Skip all pictures, then print the remaining material exactly.

[BEGIN]

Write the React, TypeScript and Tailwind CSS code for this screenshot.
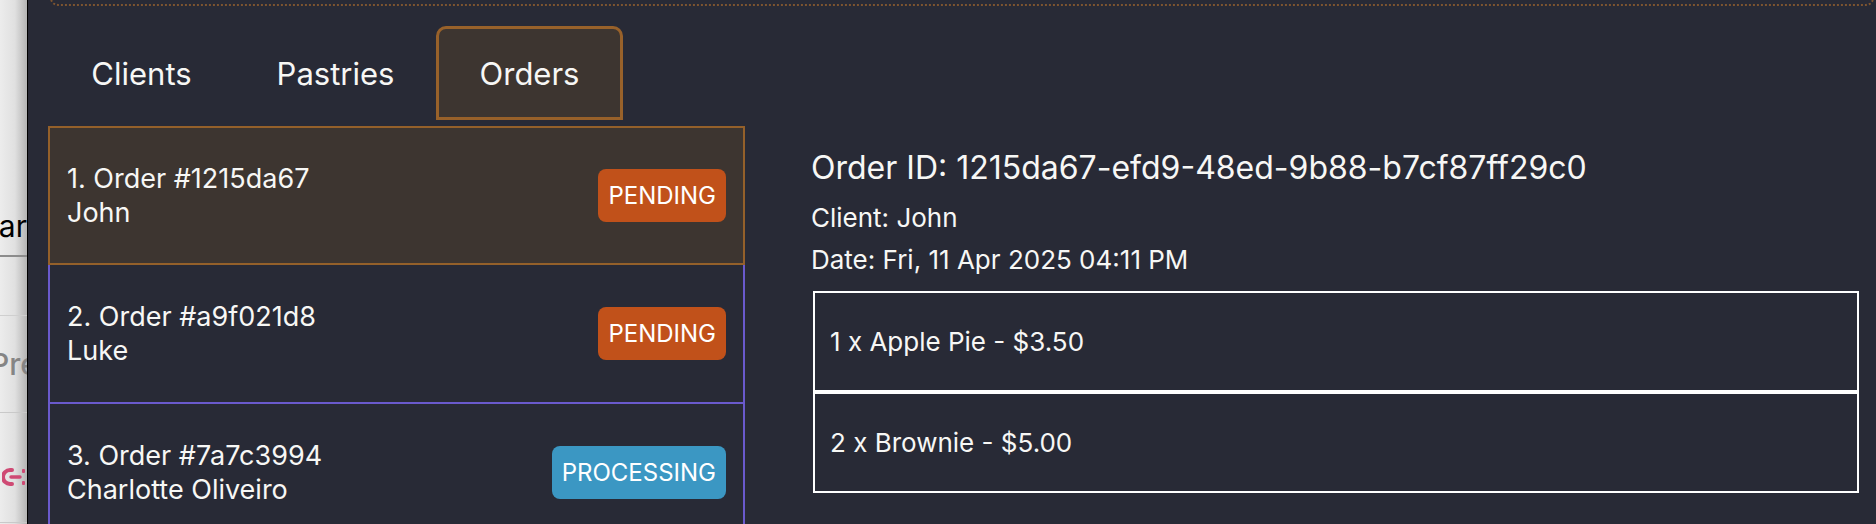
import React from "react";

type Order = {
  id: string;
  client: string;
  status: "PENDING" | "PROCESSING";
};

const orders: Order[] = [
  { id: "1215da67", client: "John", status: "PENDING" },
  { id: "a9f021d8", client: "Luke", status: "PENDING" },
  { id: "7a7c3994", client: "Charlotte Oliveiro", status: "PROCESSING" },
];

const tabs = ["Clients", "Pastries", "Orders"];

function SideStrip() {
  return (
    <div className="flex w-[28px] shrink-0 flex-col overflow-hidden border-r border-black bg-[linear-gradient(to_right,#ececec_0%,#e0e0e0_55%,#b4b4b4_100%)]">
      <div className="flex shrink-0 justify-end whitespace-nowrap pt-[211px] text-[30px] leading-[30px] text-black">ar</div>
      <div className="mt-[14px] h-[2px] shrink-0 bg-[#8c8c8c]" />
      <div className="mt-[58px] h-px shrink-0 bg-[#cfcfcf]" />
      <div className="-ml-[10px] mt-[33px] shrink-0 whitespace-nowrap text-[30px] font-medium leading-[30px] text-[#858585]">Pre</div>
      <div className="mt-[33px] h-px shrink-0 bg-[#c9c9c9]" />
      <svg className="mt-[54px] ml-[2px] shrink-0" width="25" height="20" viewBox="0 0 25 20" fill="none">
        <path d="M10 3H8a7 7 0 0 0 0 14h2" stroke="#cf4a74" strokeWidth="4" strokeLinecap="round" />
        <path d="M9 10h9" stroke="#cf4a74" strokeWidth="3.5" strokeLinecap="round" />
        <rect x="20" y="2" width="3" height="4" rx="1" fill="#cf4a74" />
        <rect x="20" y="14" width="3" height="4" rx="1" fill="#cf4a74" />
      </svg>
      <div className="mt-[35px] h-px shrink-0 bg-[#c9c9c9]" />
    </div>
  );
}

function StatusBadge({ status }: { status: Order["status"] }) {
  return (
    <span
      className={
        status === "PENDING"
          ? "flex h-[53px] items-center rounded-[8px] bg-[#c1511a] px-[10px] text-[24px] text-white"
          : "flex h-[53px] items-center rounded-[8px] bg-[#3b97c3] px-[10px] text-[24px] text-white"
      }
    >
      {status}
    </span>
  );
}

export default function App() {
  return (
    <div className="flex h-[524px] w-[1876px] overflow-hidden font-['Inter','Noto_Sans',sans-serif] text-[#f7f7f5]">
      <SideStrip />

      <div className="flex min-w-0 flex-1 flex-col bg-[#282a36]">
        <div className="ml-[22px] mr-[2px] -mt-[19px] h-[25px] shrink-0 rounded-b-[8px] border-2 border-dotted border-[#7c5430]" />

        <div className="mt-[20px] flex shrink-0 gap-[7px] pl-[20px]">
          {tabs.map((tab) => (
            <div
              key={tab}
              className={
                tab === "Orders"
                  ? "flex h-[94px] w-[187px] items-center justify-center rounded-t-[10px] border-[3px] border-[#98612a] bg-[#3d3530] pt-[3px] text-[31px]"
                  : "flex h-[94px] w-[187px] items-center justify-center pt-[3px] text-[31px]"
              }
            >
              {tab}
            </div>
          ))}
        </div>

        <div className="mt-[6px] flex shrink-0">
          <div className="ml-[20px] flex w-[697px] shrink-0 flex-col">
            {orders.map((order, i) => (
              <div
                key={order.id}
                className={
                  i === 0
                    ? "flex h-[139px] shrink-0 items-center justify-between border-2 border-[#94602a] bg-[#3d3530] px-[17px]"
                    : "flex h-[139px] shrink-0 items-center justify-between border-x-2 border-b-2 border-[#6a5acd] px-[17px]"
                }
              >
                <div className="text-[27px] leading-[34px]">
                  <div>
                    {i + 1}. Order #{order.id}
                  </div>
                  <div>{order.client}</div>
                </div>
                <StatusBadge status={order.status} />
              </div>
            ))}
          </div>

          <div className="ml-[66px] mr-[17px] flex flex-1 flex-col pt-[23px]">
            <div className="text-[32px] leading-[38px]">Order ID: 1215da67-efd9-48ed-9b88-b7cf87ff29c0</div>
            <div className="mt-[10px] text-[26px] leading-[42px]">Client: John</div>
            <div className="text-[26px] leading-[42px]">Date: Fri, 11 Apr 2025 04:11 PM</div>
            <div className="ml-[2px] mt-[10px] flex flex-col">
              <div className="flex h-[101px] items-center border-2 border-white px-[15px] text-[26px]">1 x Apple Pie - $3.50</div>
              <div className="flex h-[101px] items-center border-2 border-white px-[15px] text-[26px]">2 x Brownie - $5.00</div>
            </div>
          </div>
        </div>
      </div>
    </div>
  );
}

[END]

§ Response to the exercise:
Write the React, TypeScript and Tailwind CSS code for this screenshot.
import React from "react";

type Order = {
  id: string;
  client: string;
  status: "PENDING" | "PROCESSING";
};

const orders: Order[] = [
  { id: "1215da67", client: "John", status: "PENDING" },
  { id: "a9f021d8", client: "Luke", status: "PENDING" },
  { id: "7a7c3994", client: "Charlotte Oliveiro", status: "PROCESSING" },
];

const tabs = ["Clients", "Pastries", "Orders"];

function SideStrip() {
  return (
    <div className="flex w-[28px] shrink-0 flex-col overflow-hidden border-r border-black bg-[linear-gradient(to_right,#ececec_0%,#e0e0e0_55%,#b4b4b4_100%)]">
      <div className="flex shrink-0 justify-end whitespace-nowrap pt-[211px] text-[30px] leading-[30px] text-black">ar</div>
      <div className="mt-[14px] h-[2px] shrink-0 bg-[#8c8c8c]" />
      <div className="mt-[58px] h-px shrink-0 bg-[#cfcfcf]" />
      <div className="-ml-[10px] mt-[33px] shrink-0 whitespace-nowrap text-[30px] font-medium leading-[30px] text-[#858585]">Pre</div>
      <div className="mt-[33px] h-px shrink-0 bg-[#c9c9c9]" />
      <svg className="mt-[54px] ml-[2px] shrink-0" width="25" height="20" viewBox="0 0 25 20" fill="none">
        <path d="M10 3H8a7 7 0 0 0 0 14h2" stroke="#cf4a74" strokeWidth="4" strokeLinecap="round" />
        <path d="M9 10h9" stroke="#cf4a74" strokeWidth="3.5" strokeLinecap="round" />
        <rect x="20" y="2" width="3" height="4" rx="1" fill="#cf4a74" />
        <rect x="20" y="14" width="3" height="4" rx="1" fill="#cf4a74" />
      </svg>
      <div className="mt-[35px] h-px shrink-0 bg-[#c9c9c9]" />
    </div>
  );
}

function StatusBadge({ status }: { status: Order["status"] }) {
  return (
    <span
      className={
        status === "PENDING"
          ? "flex h-[53px] items-center rounded-[8px] bg-[#c1511a] px-[10px] text-[24px] text-white"
          : "flex h-[53px] items-center rounded-[8px] bg-[#3b97c3] px-[10px] text-[24px] text-white"
      }
    >
      {status}
    </span>
  );
}

export default function App() {
  return (
    <div className="flex h-[524px] w-[1876px] overflow-hidden font-['Inter','Noto_Sans',sans-serif] text-[#f7f7f5]">
      <SideStrip />

      <div className="flex min-w-0 flex-1 flex-col bg-[#282a36]">
        <div className="ml-[22px] mr-[2px] -mt-[19px] h-[25px] shrink-0 rounded-b-[8px] border-2 border-dotted border-[#7c5430]" />

        <div className="mt-[20px] flex shrink-0 gap-[7px] pl-[20px]">
          {tabs.map((tab) => (
            <div
              key={tab}
              className={
                tab === "Orders"
                  ? "flex h-[94px] w-[187px] items-center justify-center rounded-t-[10px] border-[3px] border-[#98612a] bg-[#3d3530] pt-[3px] text-[31px]"
                  : "flex h-[94px] w-[187px] items-center justify-center pt-[3px] text-[31px]"
              }
            >
              {tab}
            </div>
          ))}
        </div>

        <div className="mt-[6px] flex shrink-0">
          <div className="ml-[20px] flex w-[697px] shrink-0 flex-col">
            {orders.map((order, i) => (
              <div
                key={order.id}
                className={
                  i === 0
                    ? "flex h-[139px] shrink-0 items-center justify-between border-2 border-[#94602a] bg-[#3d3530] px-[17px]"
                    : "flex h-[139px] shrink-0 items-center justify-between border-x-2 border-b-2 border-[#6a5acd] px-[17px]"
                }
              >
                <div className="text-[27px] leading-[34px]">
                  <div>
                    {i + 1}. Order #{order.id}
                  </div>
                  <div>{order.client}</div>
                </div>
                <StatusBadge status={order.status} />
              </div>
            ))}
          </div>

          <div className="ml-[66px] mr-[17px] flex flex-1 flex-col pt-[23px]">
            <div className="text-[32px] leading-[38px]">Order ID: 1215da67-efd9-48ed-9b88-b7cf87ff29c0</div>
            <div className="mt-[10px] text-[26px] leading-[42px]">Client: John</div>
            <div className="text-[26px] leading-[42px]">Date: Fri, 11 Apr 2025 04:11 PM</div>
            <div className="ml-[2px] mt-[10px] flex flex-col">
              <div className="flex h-[101px] items-center border-2 border-white px-[15px] text-[26px]">1 x Apple Pie - $3.50</div>
              <div className="flex h-[101px] items-center border-2 border-white px-[15px] text-[26px]">2 x Brownie - $5.00</div>
            </div>
          </div>
        </div>
      </div>
    </div>
  );
}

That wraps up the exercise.